S. RAJENDRAN v. THE DEPUTY COMMISSIONER OF INCOME TAX (BENAMI PROHIBITION)
Jurisdiction of NCLT/NCLAT - Statutory Authorities Under the Benami Act Hold Exclusive Jurisdiction Over Attachment Challenges Dehors Insolvency Proceedings.
Court: Supreme Court of India
Citation: 2026 INSC 187
Decision Date: 24-02-2026
List of Laws
Prohibition of Benami Property Transactions Act, 1988; Insolvency and Bankruptcy Code, 2016; Doctrine of Harmonious Construction; Generalia Specialibus Non Derogant
- Facts: The case involves corporate debtors (M/s Padmaadevi Sugars Ltd. and M/s Senthil Papers and Board Pvt. Ltd.) subjected to Corporate Insolvency Resolution Process (CIRP) and subsequent liquidation. During the process, authorities under the Prohibition of Benami Property Transactions Act, 1988 (Benami Act) investigated illegal sales where shareholdings were transferred to a beneficial owner using demonetized currency. Consequently, the Benami authorities issued provisional attachment orders against the assets of the corporate debtors, characterizing them as "benamidars". The liquidators challenged these attachments before the National Company Law Tribunal (NCLT), arguing that the property belonged to the liquidation estate and that the IBC moratorium should stay such actions.
- Procedural Posture: The NCLT dismissed the liquidators' applications, holding it lacked jurisdiction to review orders passed under the Benami Act. This decision was upheld by the National Company Law Appellate Tribunal (NCLAT). The liquidators then appealed to the Supreme Court of India.
- Issue: Whether the legality and validity of an attachment order passed under the Benami Act can be challenged before the NCLT or NCLAT under the IBC, and whether the Section 14 moratorium stays such sovereign penal proceedings.
- Holding: No. The Supreme Court held that the NCLT and NCLAT do not have the jurisdiction to adjudicate upon the validity of proceedings initiated under the Benami Act.
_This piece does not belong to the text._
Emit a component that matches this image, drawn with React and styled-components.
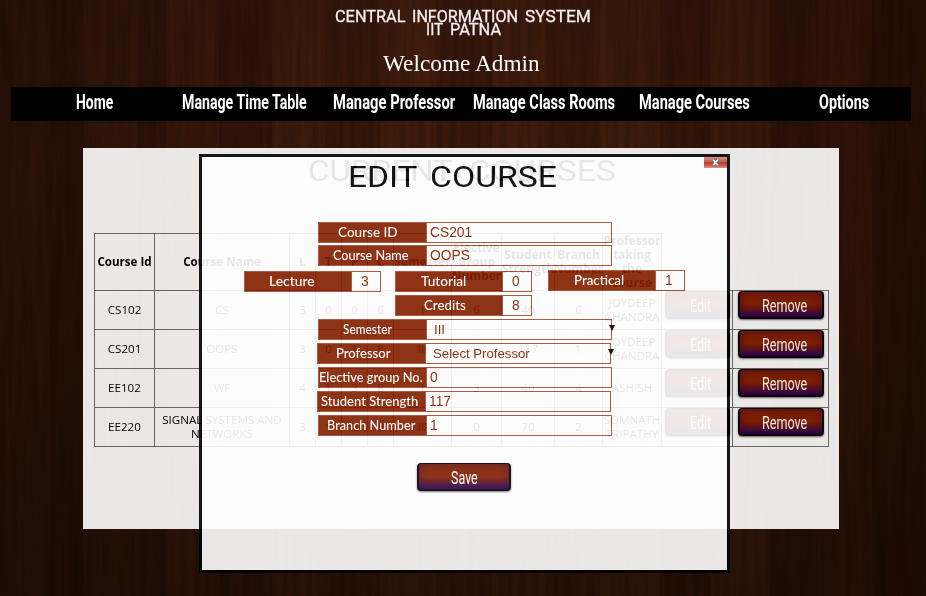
import React, { useLayoutEffect, useRef, useState } from "react";
import styled, { createGlobalStyle } from "styled-components";

const Global = createGlobalStyle`
  * { box-sizing: border-box; }
  html, body { margin: 0; padding: 0; background: #2a1006; }
  body { overflow: hidden; }
`;

const Page = styled.div`
  position: relative;
  width: 926px;
  height: 596px;
  overflow: hidden;
  padding: 0 11px;
  background:
    radial-gradient(ellipse 75% 85% at 50% 25%, rgba(0, 0, 0, 0) 20%, rgba(0, 0, 0, 0.36) 100%),
    linear-gradient(90deg, #35160a 0 50px, #301308 50px 83px, #38180b 83px 137px, #33150a 137px 166px,
      #3c190b 166px 219px, #34150a 219px 272px, #3e1b0d 272px 325px, #38170a 325px 380px,
      #401c0d 380px 436px, #3a180b 436px 492px, #401c0d 492px 545px, #3a180b 545px 600px,
      #3f1c0d 600px 660px, #36160a 660px 710px, #3e1c0d 710px 770px, #33140a 770px 818px,
      #39170a 818px 872px, #301307 872px 926px);
`;

const Grain = styled.svg`
  position: absolute;
  inset: 0;
  opacity: 0.22;
`;

const Header = styled.header`
  position: relative;
  height: 87px;
  padding-top: 10px;
  display: flex;
  flex-direction: column;
  align-items: center;
  color: #f6eff4;
  font: 400 17px/13px Roboto, sans-serif;
`;

const Welcome = styled.div`
  margin-top: 14px;
  margin-right: 3px;
  font: 23px/27px "Liberation Serif", serif;
  color: #fff;
`;

const TitleLine = styled.div`
  display: flex;
  gap: 7px;
  height: 13px;
  -webkit-text-stroke: 0.3px #f6eff4;
`;

const Nav = styled.nav`
  position: relative;
  width: 900px;
  height: 34px;
  padding-left: 8px;
  background: #000;
  display: grid;
  grid-template-columns: repeat(6, 150px);
`;

const NavItem = styled.a`
  display: flex;
  justify-content: center;
  color: #fff;
  font: 700 19.5px/31px Roboto, sans-serif;
`;

const FitBox = styled.span`
  display: block;
  flex: none;
  width: ${(p) => p.$w}px;
  white-space: nowrap;
`;

const FitInner = styled.span`
  display: inline-block;
  transform-origin: 0 50%;
`;

// Squeezes or stretches one line of text to a fixed width.
function Fit({ w, children }) {
  const ref = useRef(null);
  const [scale, setScale] = useState(1);
  useLayoutEffect(() => {
    setScale(w / ref.current.offsetWidth);
  }, [w]);
  return (
    <FitBox $w={w}>
      <FitInner ref={ref} style={{ transform: `scaleX(${scale})` }}>{children}</FitInner>
    </FitBox>
  );
}

const Panel = styled.main`
  position: relative;
  width: 756px;
  height: 381px;
  margin: 27px 0 0 72px;
  padding: 5px 0 0 11px;
  background: #fff;
  opacity: 0.9;
`;

const PanelTitle = styled.h1`
  display: flex;
  gap: 16px;
  margin: 0;
  height: 80px;
  padding-left: 214px;
  font: 400 30px/35px Roboto, sans-serif;
  color: #000;
`;

const Row = styled.div`
  display: grid;
  width: max-content;
  grid-template-columns: ${(p) => (p.$head ? "61px 135px repeat(4, 26px) 58px 50px 53px 48px 59px" : "61px 135px repeat(4, 26px) 58px 50px 53px 48px 59px 71px 96px")};
  height: ${(p) => (p.$head ? 58 : 39)}px;
  border-top: ${(p) => (p.$head ? "1px solid #6f6f6f" : "0")};
  font: ${(p) => (p.$head ? "700 12px/14px" : "400 11.6px/14px")} "Open Sans", sans-serif;
  color: #000;
`;

const Cell = styled.div`
  display: flex;
  align-items: center;
  justify-content: center;
  text-align: center;
  white-space: pre;
  min-width: 0;
  border-right: 1px solid #6f6f6f;
  border-bottom: 1px solid #6f6f6f;
  &:first-child { border-left: 1px solid #6f6f6f; }
  &:nth-child(-n + 2) { font-size: 11.6px; }
`;

const ActionCell = styled(Cell)`
  align-items: flex-start;
  justify-content: flex-start;
  padding-left: ${(p) => p.$pad}px;
  box-shadow: 0 -1px 0 #6f6f6f;
`;

const Button = styled.button`
  width: ${(p) => p.$w}px;
  height: 28px;
  padding: 1px 0 0 ${(p) => p.$pad}px;
  border: 2px solid #080004;
  border-top-width: 1px;
  border-radius: 4px;
  background: linear-gradient(#852000 0%, #852000 50%, #561028 78%, #280058 100%);
  box-shadow: inset 0 0 8px rgba(45, 0, 65, 0.65), 0 1px 2px rgba(0, 0, 0, 0.6);
  color: #fff;
  font: 400 19px/25px Roboto, sans-serif;
  text-align: left;
`;

const Modal = styled.section`
  position: absolute;
  left: 199px;
  top: 154px;
  width: 531px;
  height: 419px;
  border: 3px solid #000;
  background: #fff;
  opacity: 0.9;
`;

const ModalHead = styled.div`
  display: flex;
  justify-content: space-between;
  height: 65px;
  padding-left: 146px;
`;

const ModalTitle = styled.h2`
  display: flex;
  gap: 13px;
  margin: 2px 0 0;
  color: #000;
  font: 400 30px/35px Roboto, sans-serif;
`;

const Close = styled.button`
  display: flex;
  justify-content: center;
  width: 23px;
  height: 11px;
  padding: 0;
  border: 0;
  background: linear-gradient(#d28a7d, #bf4d3c 45%, #ba2a16 50%, #c95340 80%, #dd8f80);
`;

const Form = styled.form`
  display: flex;
  flex-direction: column;
  align-items: flex-start;
`;

const Triple = styled.div`
  display: flex;
  width: 441px;
  justify-content: space-between;
  margin: 5px 0 0 42px;
`;

const FieldBox = styled.div`
  display: flex;
  width: ${(p) => (p.$small ? 137 : 294)}px;
  height: 21px;
  margin: ${(p) => p.$top || 0}px 0 0 ${(p) => p.$left || 0}px;
  border: 1px solid #a54d30;
  background: #fff;
`;

const Label = styled.label`
  width: ${(p) => (p.$small ? 106 : 107)}px;
  flex: none;
  height: 100%;
  padding-left: ${(p) => p.$pad}px;
  background: #842000;
  color: #fff;
  font: 500 13.3px/19px Lato, sans-serif;
`;

const Value = styled.span`
  flex: 1;
  border-left: 1px solid #a54d30;
  padding-left: ${(p) => p.$pad}px;
  color: #842000;
  font: ${(p) => (p.$select ? 13.2 : 13.8)}px/19px "Liberation Sans", sans-serif;
  white-space: nowrap;
`;

const Arrow = styled.span`
  align-self: center;
  flex: none;
  width: 0;
  margin: -3px -4px 0 0;
  border: 3px solid transparent;
  border-top: 6px solid #000;
  border-bottom: 0;
`;

const SaveWrap = styled.div`
  padding: 27px 0 0 215px;
`;

function Field({ label, w, pad, value, vpad = 3, small, select, top, left }) {
  return (
    <FieldBox $small={small} $top={top} $left={left}>
      <Label $pad={pad} $small={small}><Fit w={w}>{label}</Fit></Label>
      <Value $pad={vpad} $select={select}>{value}</Value>
      {select && <Arrow />}
    </FieldBox>
  );
}

const nav = [["Home", 37], ["Manage Time Table", 125], ["Manage Professor", 122],
  ["Manage Class Rooms", 142], ["Manage Courses", 111], ["Options", 50]];

const heads = ["Course Id", "Course Name", "L", "T", "P", "C", "Semester",
  "Elective\nGroup\nNumber", "Student\nStrength", "Branch\nNumber", "Professor\ntaking\nthe\ncourse"];

const rows = [
  ["CS102", "CS", "3", "0", "0", "6", "I", "6", "40", "6", "JOYDEEP\nCHANDRA"],
  ["CS201", "OOPS", "3", "0", "1", "8", "III", "0", "117", "1", "JOYDEEP\nCHANDRA"],
  ["EE102", "WF", "4", "1", "3", "8", "I", "3", "40", "4", "ASHISH"],
  ["EE220", "SIGNAL SYSTEMS AND\nNETWORKS", "3", "1", "0", "6", "III", "0", "70", "2", "SOMNATH\nTRIPATHY"],
];

export default function App() {
  return (
    <>
      <Global />
      <Page>
        <Grain width="926" height="596" aria-hidden="true">
          <filter id="grain">
            <feTurbulence type="fractalNoise" baseFrequency="0.16 0.008" numOctaves="4" seed="8" />
            <feColorMatrix values="0 0 0 0 0  0 0 0 0 0  0 0 0 0 0  1.6 0 0 0 -0.45" />
          </filter>
          <rect width="926" height="596" filter="url(#grain)" />
        </Grain>
        <Header>
          <TitleLine><Fit w={70}>CENTRAL</Fit><Fit w={106}>INFORMATION</Fit><Fit w={66}>SYSTEM</Fit></TitleLine>
          <TitleLine><Fit w={17}>IIT</Fit><Fit w={51}>PATNA</Fit></TitleLine>
          <Welcome><Fit w={157}>Welcome Admin</Fit></Welcome>
        </Header>
        <Nav>
          {nav.map(([text, w]) => <NavItem key={text}><Fit w={w}>{text}</Fit></NavItem>)}
        </Nav>
        <Panel>
          <PanelTitle><Fit w={145}>CURRENT</Fit><Fit w={147}>COURSES</Fit></PanelTitle>
          <Row $head>{heads.map((h) => <Cell key={h}>{h}</Cell>)}</Row>
          {rows.map((r) => (
            <Row key={r[0]}>
              {r.map((c, i) => <Cell key={i}>{c}</Cell>)}
              <ActionCell $pad={3}><Button $w={65} $pad={23}><Fit w={21}>Edit</Fit></Button></ActionCell>
              <ActionCell $pad={5}><Button $w={86} $pad={22}><Fit w={45}>Remove</Fit></Button></ActionCell>
            </Row>
          ))}
        </Panel>
        <Modal>
          <ModalHead>
            <ModalTitle><Fit w={69}>EDIT</Fit><Fit w={127}>COURSE</Fit></ModalTitle>
            <Close aria-label="Close">
              <svg width="9" height="11" viewBox="0 0 9 11">
                <path d="M2 2.5L7 8.5M7 2.5L2 8.5" stroke="#555b70" strokeWidth="3.6" />
                <path d="M2.2 2.7L6.8 8.3M6.8 2.7L2.2 8.3" stroke="#fff" strokeWidth="1.6" />
              </svg>
            </Close>
          </ModalHead>
          <Form>
            <Field label="Course ID" w={60} pad={19} value="CS201" left={116} />
            <Field label="Course Name" w={75} pad={14} value="OOPS" left={116} top={2} />
            <Triple>
              <Field small label="Lecture" w={46} pad={24} value="3" vpad={9} />
              <Field small label="Tutorial" w={45} pad={25} value="0" vpad={9} left={-2} />
              <Field small label="Practical" w={50} pad={25} value="1" vpad={9} top={-1} />
            </Triple>
            <Field small label="Credits" w={42} pad={28} value="8" vpad={9} left={193} top={3} />
            <Field select label="Semester" w={49} pad={24} value="III" vpad={7} left={116} top={3} />
            <Field select label="Professor" w={54} pad={18} value="Select Professor" vpad={7} left={115} top={3} />
            <Field label="Elective group No." w={104} pad={0} value="0" left={116} top={3} />
            <Field label="Student Strength" w={97} pad={3} value="117" left={115} top={3} />
            <Field label="Branch Number" w={88} pad={8} value="1" left={116} top={3} />
            <SaveWrap><Button type="button" $w={94} $pad={32}><Fit w={27}>Save</Fit></Button></SaveWrap>
          </Form>
        </Modal>
      </Page>
    </>
  );
}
- Reasoning: The Court reasoned that both the IBC and the Benami Act are special legislations, but they operate in distinct spheres. The Benami Act is a self-contained code for identifying and confiscating "tainted" property through sovereign exercise. The jurisdiction of the NCLT under Section 60(5) of the IBC is limited to matters "arising out of or in relation to" insolvency and does extend to judicial review of administrative or quasi-judicial orders passed under public law statutes. Furthermore, the Section 14 moratorium is designed to protect the debtor from "creditor actions" for debt recovery, not to shield assets from sovereign penal actions in rem. Under Section 36 of the IBC, the liquidation estate only includes assets beneficially owned by the debtor; as a benamidar lacks beneficial interest, such property cannot be administered in liquidation until the attachment is lifted by the competent Benami authorities.